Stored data
+ + +
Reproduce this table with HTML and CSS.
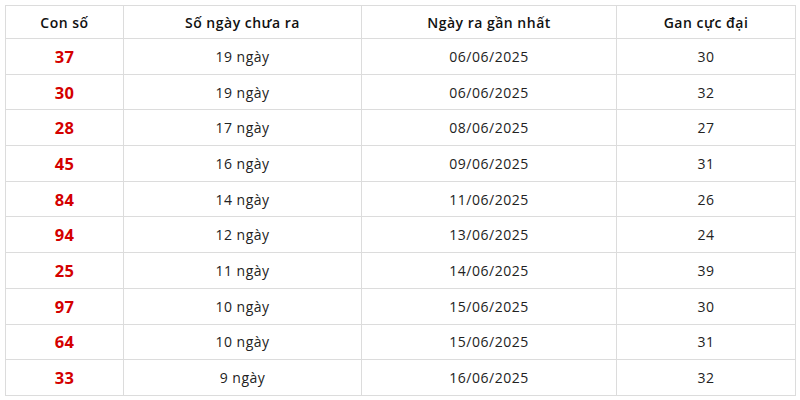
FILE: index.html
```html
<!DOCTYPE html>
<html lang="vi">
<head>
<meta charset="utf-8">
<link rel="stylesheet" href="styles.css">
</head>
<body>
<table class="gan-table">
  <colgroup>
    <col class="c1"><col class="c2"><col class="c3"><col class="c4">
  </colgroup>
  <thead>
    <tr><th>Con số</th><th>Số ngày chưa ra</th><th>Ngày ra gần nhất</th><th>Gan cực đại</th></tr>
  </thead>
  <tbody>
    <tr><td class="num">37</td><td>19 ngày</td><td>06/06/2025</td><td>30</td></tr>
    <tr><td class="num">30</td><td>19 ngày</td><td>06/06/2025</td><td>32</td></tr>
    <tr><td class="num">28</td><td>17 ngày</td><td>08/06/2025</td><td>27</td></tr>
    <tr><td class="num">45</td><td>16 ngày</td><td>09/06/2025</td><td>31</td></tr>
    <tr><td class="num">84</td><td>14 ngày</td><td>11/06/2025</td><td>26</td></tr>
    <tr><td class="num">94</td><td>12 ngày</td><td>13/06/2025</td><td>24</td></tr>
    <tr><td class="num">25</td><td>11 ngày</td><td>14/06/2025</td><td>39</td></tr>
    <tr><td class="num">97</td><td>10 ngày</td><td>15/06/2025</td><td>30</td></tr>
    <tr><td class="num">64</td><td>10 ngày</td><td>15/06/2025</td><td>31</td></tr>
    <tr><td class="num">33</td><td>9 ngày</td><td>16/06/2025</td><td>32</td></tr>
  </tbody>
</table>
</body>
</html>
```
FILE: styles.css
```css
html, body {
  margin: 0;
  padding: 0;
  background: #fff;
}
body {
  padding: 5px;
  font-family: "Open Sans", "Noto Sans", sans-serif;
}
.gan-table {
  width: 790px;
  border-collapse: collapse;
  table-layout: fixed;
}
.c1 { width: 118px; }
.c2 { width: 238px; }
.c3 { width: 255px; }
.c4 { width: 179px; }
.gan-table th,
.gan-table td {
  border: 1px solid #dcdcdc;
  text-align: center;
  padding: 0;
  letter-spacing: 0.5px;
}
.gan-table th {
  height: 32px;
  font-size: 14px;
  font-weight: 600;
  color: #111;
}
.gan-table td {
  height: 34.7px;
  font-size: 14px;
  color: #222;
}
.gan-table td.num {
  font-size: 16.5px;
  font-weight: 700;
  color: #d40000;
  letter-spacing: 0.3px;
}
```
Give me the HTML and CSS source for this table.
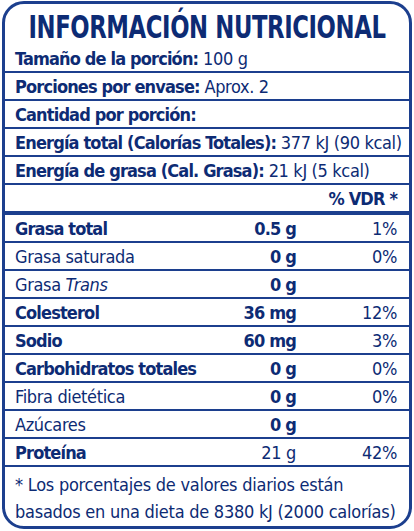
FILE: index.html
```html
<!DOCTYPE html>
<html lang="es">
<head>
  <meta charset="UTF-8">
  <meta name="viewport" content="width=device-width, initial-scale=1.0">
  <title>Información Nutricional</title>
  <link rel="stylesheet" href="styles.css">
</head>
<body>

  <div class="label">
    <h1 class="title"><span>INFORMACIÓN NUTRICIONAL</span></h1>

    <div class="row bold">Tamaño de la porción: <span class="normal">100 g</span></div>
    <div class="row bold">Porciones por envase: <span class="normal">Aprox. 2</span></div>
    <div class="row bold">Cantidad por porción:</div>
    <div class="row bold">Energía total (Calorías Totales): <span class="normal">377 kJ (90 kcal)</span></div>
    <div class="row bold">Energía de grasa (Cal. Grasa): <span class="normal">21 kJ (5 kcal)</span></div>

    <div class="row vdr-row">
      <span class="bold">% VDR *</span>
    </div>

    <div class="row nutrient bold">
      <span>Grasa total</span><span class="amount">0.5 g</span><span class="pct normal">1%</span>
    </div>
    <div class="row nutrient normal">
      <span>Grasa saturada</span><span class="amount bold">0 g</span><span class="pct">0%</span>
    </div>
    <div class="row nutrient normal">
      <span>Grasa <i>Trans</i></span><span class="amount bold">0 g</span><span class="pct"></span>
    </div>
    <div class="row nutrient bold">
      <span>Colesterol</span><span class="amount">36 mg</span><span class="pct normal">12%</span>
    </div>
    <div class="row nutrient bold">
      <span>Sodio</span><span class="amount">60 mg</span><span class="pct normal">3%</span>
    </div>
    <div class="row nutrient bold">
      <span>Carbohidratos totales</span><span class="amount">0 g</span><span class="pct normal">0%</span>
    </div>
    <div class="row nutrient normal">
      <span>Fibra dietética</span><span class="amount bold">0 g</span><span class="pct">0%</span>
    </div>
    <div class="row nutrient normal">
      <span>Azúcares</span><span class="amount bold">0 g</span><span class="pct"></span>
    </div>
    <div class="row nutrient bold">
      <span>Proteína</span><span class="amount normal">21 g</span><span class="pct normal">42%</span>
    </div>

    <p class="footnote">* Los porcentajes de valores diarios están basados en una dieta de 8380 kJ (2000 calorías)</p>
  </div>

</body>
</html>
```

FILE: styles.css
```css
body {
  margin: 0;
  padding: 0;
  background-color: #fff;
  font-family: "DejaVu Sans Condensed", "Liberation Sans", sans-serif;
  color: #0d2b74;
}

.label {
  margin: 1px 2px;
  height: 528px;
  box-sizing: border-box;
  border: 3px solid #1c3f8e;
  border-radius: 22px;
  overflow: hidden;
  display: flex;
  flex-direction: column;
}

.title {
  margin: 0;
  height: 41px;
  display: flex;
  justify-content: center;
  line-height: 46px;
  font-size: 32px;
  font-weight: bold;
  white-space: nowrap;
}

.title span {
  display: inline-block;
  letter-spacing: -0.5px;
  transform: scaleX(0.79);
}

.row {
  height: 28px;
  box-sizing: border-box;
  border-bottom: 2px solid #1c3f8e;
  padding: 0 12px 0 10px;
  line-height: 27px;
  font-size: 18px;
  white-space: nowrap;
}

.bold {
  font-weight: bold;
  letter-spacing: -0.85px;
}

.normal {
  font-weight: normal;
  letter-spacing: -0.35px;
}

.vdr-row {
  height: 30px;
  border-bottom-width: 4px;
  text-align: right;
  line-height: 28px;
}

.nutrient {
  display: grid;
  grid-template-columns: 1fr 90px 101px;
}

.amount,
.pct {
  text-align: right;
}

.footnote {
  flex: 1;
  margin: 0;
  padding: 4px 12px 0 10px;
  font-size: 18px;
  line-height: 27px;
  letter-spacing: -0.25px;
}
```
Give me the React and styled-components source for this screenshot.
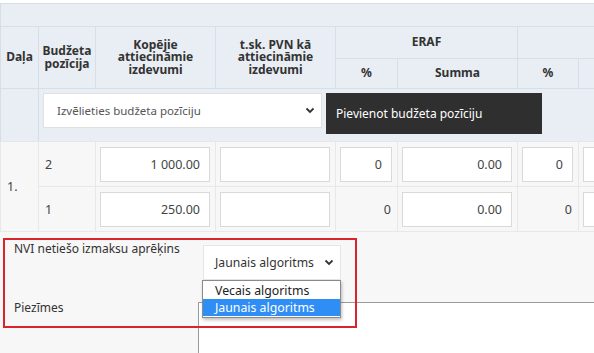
+ + +
*Work to do*: Write out the records above once more, word for word, with no pictures.

*Solved problem*:
Reproduce this table with HTML and CSS.
FILE: index.html
```html
<!DOCTYPE html>
<html lang="vi">
<head>
<meta charset="utf-8">
<link rel="stylesheet" href="styles.css">
</head>
<body>
<table class="gan-table">
  <colgroup>
    <col class="c1"><col class="c2"><col class="c3"><col class="c4">
  </colgroup>
  <thead>
    <tr><th>Con số</th><th>Số ngày chưa ra</th><th>Ngày ra gần nhất</th><th>Gan cực đại</th></tr>
  </thead>
  <tbody>
    <tr><td class="num">37</td><td>19 ngày</td><td>06/06/2025</td><td>30</td></tr>
    <tr><td class="num">30</td><td>19 ngày</td><td>06/06/2025</td><td>32</td></tr>
    <tr><td class="num">28</td><td>17 ngày</td><td>08/06/2025</td><td>27</td></tr>
    <tr><td class="num">45</td><td>16 ngày</td><td>09/06/2025</td><td>31</td></tr>
    <tr><td class="num">84</td><td>14 ngày</td><td>11/06/2025</td><td>26</td></tr>
    <tr><td class="num">94</td><td>12 ngày</td><td>13/06/2025</td><td>24</td></tr>
    <tr><td class="num">25</td><td>11 ngày</td><td>14/06/2025</td><td>39</td></tr>
    <tr><td class="num">97</td><td>10 ngày</td><td>15/06/2025</td><td>30</td></tr>
    <tr><td class="num">64</td><td>10 ngày</td><td>15/06/2025</td><td>31</td></tr>
    <tr><td class="num">33</td><td>9 ngày</td><td>16/06/2025</td><td>32</td></tr>
  </tbody>
</table>
</body>
</html>
```
FILE: styles.css
```css
html, body {
  margin: 0;
  padding: 0;
  background: #fff;
}
body {
  padding: 5px;
  font-family: "Open Sans", "Noto Sans", sans-serif;
}
.gan-table {
  width: 790px;
  border-collapse: collapse;
  table-layout: fixed;
}
.c1 { width: 118px; }
.c2 { width: 238px; }
.c3 { width: 255px; }
.c4 { width: 179px; }
.gan-table th,
.gan-table td {
  border: 1px solid #dcdcdc;
  text-align: center;
  padding: 0;
  letter-spacing: 0.5px;
}
.gan-table th {
  height: 32px;
  font-size: 14px;
  font-weight: 600;
  color: #111;
}
.gan-table td {
  height: 34.7px;
  font-size: 14px;
  color: #222;
}
.gan-table td.num {
  font-size: 16.5px;
  font-weight: 700;
  color: #d40000;
  letter-spacing: 0.3px;
}
```
Give me the HTML and CSS source for this table.
FILE: index.html
```html
<!DOCTYPE html>
<html lang="es">
<head>
  <meta charset="UTF-8">
  <meta name="viewport" content="width=device-width, initial-scale=1.0">
  <title>Información Nutricional</title>
  <link rel="stylesheet" href="styles.css">
</head>
<body>

  <div class="label">
    <h1 class="title"><span>INFORMACIÓN NUTRICIONAL</span></h1>

    <div class="row bold">Tamaño de la porción: <span class="normal">100 g</span></div>
    <div class="row bold">Porciones por envase: <span class="normal">Aprox. 2</span></div>
    <div class="row bold">Cantidad por porción:</div>
    <div class="row bold">Energía total (Calorías Totales): <span class="normal">377 kJ (90 kcal)</span></div>
    <div class="row bold">Energía de grasa (Cal. Grasa): <span class="normal">21 kJ (5 kcal)</span></div>

    <div class="row vdr-row">
      <span class="bold">% VDR *</span>
    </div>

    <div class="row nutrient bold">
      <span>Grasa total</span><span class="amount">0.5 g</span><span class="pct normal">1%</span>
    </div>
    <div class="row nutrient normal">
      <span>Grasa saturada</span><span class="amount bold">0 g</span><span class="pct">0%</span>
    </div>
    <div class="row nutrient normal">
      <span>Grasa <i>Trans</i></span><span class="amount bold">0 g</span><span class="pct"></span>
    </div>
    <div class="row nutrient bold">
      <span>Colesterol</span><span class="amount">36 mg</span><span class="pct normal">12%</span>
    </div>
    <div class="row nutrient bold">
      <span>Sodio</span><span class="amount">60 mg</span><span class="pct normal">3%</span>
    </div>
    <div class="row nutrient bold">
      <span>Carbohidratos totales</span><span class="amount">0 g</span><span class="pct normal">0%</span>
    </div>
    <div class="row nutrient normal">
      <span>Fibra dietética</span><span class="amount bold">0 g</span><span class="pct">0%</span>
    </div>
    <div class="row nutrient normal">
      <span>Azúcares</span><span class="amount bold">0 g</span><span class="pct"></span>
    </div>
    <div class="row nutrient bold">
      <span>Proteína</span><span class="amount normal">21 g</span><span class="pct normal">42%</span>
    </div>

    <p class="footnote">* Los porcentajes de valores diarios están basados en una dieta de 8380 kJ (2000 calorías)</p>
  </div>

</body>
</html>
```

FILE: styles.css
```css
body {
  margin: 0;
  padding: 0;
  background-color: #fff;
  font-family: "DejaVu Sans Condensed", "Liberation Sans", sans-serif;
  color: #0d2b74;
}

.label {
  margin: 1px 2px;
  height: 528px;
  box-sizing: border-box;
  border: 3px solid #1c3f8e;
  border-radius: 22px;
  overflow: hidden;
  display: flex;
  flex-direction: column;
}

.title {
  margin: 0;
  height: 41px;
  display: flex;
  justify-content: center;
  line-height: 46px;
  font-size: 32px;
  font-weight: bold;
  white-space: nowrap;
}

.title span {
  display: inline-block;
  letter-spacing: -0.5px;
  transform: scaleX(0.79);
}

.row {
  height: 28px;
  box-sizing: border-box;
  border-bottom: 2px solid #1c3f8e;
  padding: 0 12px 0 10px;
  line-height: 27px;
  font-size: 18px;
  white-space: nowrap;
}

.bold {
  font-weight: bold;
  letter-spacing: -0.85px;
}

.normal {
  font-weight: normal;
  letter-spacing: -0.35px;
}

.vdr-row {
  height: 30px;
  border-bottom-width: 4px;
  text-align: right;
  line-height: 28px;
}

.nutrient {
  display: grid;
  grid-template-columns: 1fr 90px 101px;
}

.amount,
.pct {
  text-align: right;
}

.footnote {
  flex: 1;
  margin: 0;
  padding: 4px 12px 0 10px;
  font-size: 18px;
  line-height: 27px;
  letter-spacing: -0.25px;
}
```
Give me the React and styled-components source for this screenshot.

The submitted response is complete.